Syni also smacked any stomach that wasn't sucked in, whether it belonged to a girl with a little extra around the middle or a Skinny Minnie like me. She called you out if you were "being a brat." "No noise!" was her favorite thing to yell if you landed too hard after a jete. She couldn't abide the actual word or even the unspoken sentiment of "no." She was the dance teacher every little girl should have. But she was also the dancer teacher I had to have.
In a world that was looking less and less like me just as I was beginning to actually take a look at myself (oh, hey, there puberty) seeing an impossibly elegant (and forgive me) strong black woman every week was more than just a drop in the bucket of my confidence. It was a monsoon.

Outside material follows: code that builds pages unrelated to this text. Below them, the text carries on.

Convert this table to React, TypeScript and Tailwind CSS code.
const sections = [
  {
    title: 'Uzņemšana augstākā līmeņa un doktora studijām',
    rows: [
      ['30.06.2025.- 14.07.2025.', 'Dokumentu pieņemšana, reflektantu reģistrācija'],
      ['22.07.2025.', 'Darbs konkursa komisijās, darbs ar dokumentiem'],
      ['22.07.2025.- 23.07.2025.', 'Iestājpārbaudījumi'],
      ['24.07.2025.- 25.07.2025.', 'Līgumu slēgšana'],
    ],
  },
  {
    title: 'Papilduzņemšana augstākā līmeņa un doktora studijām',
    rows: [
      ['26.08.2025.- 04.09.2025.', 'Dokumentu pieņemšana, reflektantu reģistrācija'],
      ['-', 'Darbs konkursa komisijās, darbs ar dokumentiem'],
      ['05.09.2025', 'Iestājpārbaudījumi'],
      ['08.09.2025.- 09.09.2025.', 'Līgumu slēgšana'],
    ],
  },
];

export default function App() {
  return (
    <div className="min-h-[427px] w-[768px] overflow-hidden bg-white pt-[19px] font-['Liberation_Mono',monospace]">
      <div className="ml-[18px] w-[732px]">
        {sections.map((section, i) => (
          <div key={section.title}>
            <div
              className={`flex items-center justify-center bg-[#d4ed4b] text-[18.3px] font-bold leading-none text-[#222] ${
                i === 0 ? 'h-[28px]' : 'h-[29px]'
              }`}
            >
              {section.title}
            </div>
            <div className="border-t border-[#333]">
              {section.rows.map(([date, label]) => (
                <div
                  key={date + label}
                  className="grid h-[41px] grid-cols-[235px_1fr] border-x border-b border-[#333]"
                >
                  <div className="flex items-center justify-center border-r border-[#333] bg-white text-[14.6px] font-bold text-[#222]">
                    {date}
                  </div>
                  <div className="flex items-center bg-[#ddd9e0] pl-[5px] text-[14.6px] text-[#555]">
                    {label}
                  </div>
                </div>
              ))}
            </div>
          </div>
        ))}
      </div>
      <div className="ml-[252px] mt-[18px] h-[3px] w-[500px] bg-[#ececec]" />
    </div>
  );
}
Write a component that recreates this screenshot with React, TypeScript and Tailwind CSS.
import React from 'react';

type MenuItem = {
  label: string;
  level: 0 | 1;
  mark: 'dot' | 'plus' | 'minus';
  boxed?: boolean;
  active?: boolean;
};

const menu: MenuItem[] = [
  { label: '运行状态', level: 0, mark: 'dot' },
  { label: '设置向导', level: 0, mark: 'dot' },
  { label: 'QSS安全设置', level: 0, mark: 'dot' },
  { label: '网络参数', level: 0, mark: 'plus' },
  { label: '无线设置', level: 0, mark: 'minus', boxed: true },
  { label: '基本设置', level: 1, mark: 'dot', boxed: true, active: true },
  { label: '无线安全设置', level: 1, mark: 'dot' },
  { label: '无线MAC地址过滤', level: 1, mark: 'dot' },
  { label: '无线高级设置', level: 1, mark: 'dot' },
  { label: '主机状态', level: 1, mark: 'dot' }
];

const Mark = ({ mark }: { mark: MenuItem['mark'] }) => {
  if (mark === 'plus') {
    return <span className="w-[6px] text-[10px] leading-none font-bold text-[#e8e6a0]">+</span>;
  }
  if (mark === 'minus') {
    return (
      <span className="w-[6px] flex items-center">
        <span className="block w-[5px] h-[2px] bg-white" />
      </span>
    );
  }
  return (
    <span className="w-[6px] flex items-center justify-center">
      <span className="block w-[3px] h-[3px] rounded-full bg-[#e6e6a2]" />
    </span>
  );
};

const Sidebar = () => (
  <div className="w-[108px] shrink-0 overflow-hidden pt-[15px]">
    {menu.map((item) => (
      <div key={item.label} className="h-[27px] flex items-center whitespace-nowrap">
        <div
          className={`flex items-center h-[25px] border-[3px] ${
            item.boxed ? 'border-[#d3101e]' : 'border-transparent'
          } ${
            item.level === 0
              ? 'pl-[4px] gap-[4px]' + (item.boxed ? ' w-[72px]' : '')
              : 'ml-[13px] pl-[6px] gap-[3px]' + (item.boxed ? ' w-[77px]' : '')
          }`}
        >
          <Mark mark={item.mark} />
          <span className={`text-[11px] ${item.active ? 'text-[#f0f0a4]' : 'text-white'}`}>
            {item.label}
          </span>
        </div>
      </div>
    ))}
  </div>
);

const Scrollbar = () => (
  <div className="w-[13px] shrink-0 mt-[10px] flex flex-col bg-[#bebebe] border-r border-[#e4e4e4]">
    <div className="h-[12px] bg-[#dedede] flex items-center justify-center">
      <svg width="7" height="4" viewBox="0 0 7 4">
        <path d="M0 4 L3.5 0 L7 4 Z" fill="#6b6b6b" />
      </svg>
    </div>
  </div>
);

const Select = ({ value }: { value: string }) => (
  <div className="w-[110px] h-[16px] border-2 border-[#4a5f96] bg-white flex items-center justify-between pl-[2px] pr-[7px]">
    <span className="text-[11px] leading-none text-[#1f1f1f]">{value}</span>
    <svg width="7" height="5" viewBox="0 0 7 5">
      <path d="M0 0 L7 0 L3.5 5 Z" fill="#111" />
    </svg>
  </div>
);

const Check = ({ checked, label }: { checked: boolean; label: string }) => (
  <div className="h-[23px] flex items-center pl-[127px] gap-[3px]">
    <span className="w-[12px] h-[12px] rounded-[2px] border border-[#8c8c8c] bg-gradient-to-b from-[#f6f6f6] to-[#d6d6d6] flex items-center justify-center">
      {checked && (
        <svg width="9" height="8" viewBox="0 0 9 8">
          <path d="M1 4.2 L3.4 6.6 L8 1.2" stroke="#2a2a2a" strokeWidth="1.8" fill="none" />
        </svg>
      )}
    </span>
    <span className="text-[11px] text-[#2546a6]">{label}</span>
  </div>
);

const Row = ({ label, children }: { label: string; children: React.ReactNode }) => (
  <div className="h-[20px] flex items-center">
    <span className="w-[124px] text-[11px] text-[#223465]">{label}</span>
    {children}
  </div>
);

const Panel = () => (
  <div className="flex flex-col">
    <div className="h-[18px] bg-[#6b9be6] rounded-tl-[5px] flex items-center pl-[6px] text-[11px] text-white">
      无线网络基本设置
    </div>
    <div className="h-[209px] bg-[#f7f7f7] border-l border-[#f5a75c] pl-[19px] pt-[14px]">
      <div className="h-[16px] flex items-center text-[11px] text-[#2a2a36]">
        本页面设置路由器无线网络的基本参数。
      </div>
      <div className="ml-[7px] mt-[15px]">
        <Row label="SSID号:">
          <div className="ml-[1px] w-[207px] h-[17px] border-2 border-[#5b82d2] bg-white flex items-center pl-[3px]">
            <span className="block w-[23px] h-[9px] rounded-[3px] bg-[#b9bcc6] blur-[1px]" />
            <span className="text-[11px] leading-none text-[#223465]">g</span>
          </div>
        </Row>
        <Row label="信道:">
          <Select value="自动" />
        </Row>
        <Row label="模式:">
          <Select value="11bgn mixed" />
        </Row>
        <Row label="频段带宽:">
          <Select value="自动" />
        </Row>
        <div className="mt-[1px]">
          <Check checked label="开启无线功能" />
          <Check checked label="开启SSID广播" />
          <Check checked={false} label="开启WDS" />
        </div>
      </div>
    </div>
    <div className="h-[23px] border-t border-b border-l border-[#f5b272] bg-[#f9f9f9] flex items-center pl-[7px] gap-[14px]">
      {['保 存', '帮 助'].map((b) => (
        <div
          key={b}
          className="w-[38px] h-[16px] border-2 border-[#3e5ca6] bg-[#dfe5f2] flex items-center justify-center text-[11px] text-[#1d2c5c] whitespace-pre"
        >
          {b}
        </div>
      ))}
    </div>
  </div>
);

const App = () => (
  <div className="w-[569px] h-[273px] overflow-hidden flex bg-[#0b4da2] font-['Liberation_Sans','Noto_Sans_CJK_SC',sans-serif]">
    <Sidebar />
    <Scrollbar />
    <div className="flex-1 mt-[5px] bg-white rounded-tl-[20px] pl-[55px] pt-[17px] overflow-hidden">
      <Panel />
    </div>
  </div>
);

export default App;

So I really got it when recently super executive producer, Shonda Rhimes ("Grey's Anatomy," "Private Practice," "Scandal") tweeted the following about ABC Family's new ballerina show, "Bunheads":
What mom wouldn't be a little miffed about the fact that absolutely no tiny little ballerina of color is getting her plie on in "Bunheads"? (Full disclosure: Rhimes' production company has optioned my memoir.) Rhimes clarified via Twitter that, obviously, she wasn't slamming or scolding the show as the headlines now suggest, she was just "pointing out one issue." And it's an important one.
The world of ballet is extremely white (and impossibly lithe and sometimes very privileged) and like Marie said on "Mad Men," "Not every little girl gets to do what she wants; the world could not support that many ballerinas." But still, on a network basically created for wholesome young girls, you'd hope just a pinch of diversity would be a priority.
Consider Misty Copeland, the American Ballet Theatre's FIRST soloist of color in nearly two decades. Copeland is dancing Stravinsky's "Firebird" in New York on June 23rd. Guess who's taking the Boltbus just to see it? Guess who'll probably start crying as soon as she points her foot on stage?
Copeland told the LA Times in March "A lot of people think of it as me playing this race card, but I wouldn't be me if I didn't talk about the fact that I'm one of the few black dancers." She added, "They don't know until they've seen these young girls' faces, girls who have been told they will never be accepted into this world because of the color of their skin. This is today -- I speak to 7-year-olds who have been told this. If I had been told this, I wouldn't be where I am."
I get chills just reading that! Knowing that I was a young girl who thankfully never got told that either. I didn't make it in ballet because I was lazy -- plain and simple. Plus my feet sucked. But I never thought I couldn't, and that's only because my mother worked overtime to make sure I was "color blind" by doing what most white kids get to do naturally, holding up a mirror and her name was Syni.
It's an issue that, of course, goes way beyond dance. But why not point it out when the pointe shoe fits?
I'm gonna leave you guys with the story of 17-year-old Michaela DePrince, whose journey from war torn Sierra Leone to the school at the American Ballet Theatre is also chills-inducing. DePrince's goal is to one day perform the white swan role in Tchaikovsky's "Swan Lake."
"I know that'd be really weird to have a black girl in a white tutu performing Swan Lake," DePrince told ABC News recently, "but I just hope they see past that." The only way to see past color, of course, is to actually see them all.